* Start LISTED RECORDS *

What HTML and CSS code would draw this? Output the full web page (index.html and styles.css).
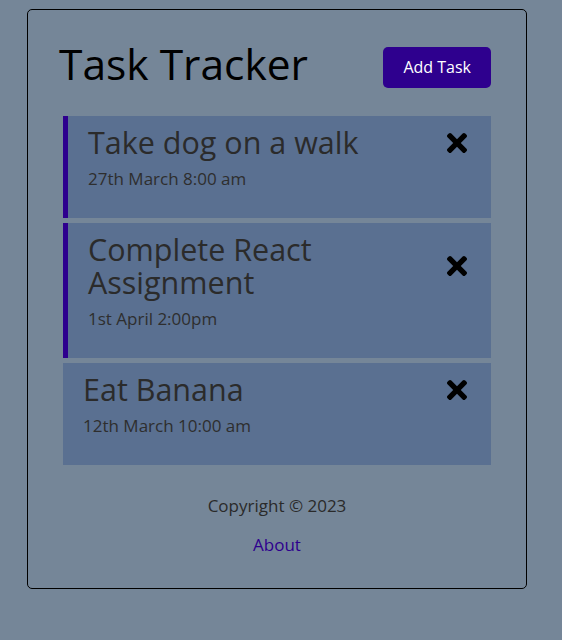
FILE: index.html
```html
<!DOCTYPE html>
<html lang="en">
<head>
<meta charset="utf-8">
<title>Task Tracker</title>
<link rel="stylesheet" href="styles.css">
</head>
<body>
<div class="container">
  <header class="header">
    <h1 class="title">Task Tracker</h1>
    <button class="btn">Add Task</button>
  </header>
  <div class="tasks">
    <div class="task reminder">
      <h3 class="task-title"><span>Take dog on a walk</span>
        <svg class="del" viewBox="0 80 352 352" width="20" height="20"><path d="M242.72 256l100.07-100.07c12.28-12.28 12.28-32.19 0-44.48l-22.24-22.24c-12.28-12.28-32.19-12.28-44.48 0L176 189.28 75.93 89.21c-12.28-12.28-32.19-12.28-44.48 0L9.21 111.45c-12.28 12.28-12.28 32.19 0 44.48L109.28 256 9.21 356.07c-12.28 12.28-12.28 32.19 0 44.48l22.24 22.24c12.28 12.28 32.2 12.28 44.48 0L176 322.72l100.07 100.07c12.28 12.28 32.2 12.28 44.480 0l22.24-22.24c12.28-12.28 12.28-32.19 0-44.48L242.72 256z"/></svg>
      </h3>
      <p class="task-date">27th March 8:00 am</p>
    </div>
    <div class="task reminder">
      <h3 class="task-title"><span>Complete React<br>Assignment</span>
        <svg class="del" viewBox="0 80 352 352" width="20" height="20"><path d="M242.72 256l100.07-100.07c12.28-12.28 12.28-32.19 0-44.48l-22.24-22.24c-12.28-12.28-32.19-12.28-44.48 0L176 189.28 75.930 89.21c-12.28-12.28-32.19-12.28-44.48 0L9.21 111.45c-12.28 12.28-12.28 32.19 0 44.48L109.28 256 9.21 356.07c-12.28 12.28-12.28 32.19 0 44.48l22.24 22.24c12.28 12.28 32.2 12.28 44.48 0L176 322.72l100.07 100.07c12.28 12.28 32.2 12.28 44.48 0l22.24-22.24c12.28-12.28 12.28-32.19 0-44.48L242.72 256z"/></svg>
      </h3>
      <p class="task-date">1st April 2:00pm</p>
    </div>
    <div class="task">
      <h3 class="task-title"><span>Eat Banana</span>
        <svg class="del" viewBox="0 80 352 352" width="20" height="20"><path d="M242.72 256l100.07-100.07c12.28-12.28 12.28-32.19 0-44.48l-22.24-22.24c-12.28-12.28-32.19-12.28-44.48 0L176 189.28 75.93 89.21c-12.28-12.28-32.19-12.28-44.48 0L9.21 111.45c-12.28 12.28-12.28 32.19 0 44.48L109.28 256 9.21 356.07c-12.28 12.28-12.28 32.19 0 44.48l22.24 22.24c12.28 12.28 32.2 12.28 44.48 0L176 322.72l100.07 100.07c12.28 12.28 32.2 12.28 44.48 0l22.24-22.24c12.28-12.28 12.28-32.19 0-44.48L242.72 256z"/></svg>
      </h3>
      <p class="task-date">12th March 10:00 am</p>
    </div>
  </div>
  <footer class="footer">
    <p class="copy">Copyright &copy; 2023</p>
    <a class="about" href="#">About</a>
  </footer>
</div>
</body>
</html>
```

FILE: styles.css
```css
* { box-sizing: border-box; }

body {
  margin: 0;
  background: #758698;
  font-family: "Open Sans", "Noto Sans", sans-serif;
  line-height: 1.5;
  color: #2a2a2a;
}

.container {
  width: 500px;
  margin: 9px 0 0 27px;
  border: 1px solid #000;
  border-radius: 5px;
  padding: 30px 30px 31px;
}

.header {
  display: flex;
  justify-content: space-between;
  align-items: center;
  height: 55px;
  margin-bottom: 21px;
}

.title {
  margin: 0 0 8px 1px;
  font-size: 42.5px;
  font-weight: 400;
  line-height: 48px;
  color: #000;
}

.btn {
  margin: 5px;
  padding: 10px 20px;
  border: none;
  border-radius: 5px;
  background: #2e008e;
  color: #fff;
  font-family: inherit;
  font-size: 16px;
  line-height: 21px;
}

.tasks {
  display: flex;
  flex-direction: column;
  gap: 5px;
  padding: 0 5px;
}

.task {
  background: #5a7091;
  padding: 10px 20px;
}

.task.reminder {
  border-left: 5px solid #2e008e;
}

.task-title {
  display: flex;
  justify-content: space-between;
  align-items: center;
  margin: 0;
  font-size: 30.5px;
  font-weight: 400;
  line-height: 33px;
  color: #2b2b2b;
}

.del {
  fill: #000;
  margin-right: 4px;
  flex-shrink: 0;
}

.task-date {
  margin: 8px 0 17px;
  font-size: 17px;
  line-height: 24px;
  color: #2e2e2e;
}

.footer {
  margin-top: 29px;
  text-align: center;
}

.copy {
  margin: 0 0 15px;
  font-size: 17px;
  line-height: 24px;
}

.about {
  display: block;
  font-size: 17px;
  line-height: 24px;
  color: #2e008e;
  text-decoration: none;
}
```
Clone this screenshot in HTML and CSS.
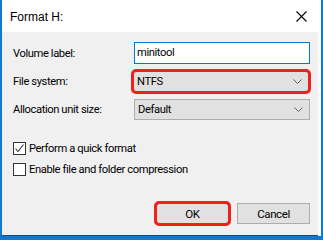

* End LISTED RECORDS *
* Start LISTED RECORDS *

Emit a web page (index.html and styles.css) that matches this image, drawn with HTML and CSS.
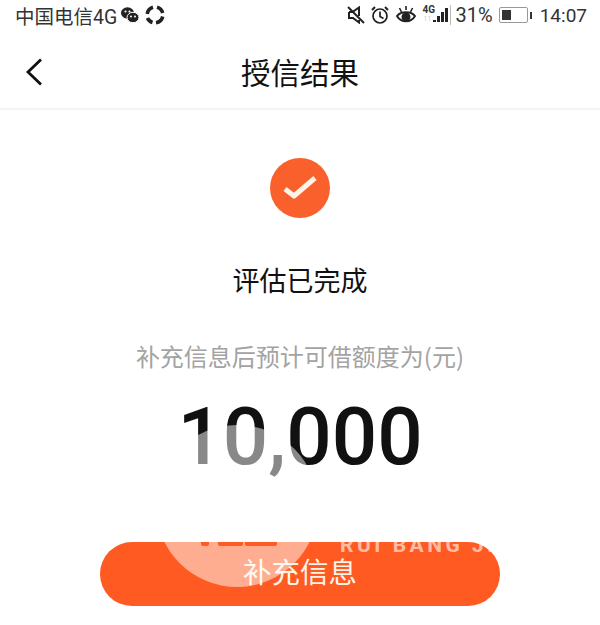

* End LISTED RECORDS *

### [THE PROBLEM]
Above are the records. Copy every line in them holding "styles".

### [TASK RESULT]
What HTML and CSS code would draw this? Output the full web page (index.html and styles.css).
<link rel="stylesheet" href="styles.css">
FILE: styles.css
Emit a web page (index.html and styles.css) that matches this image, drawn with HTML and CSS.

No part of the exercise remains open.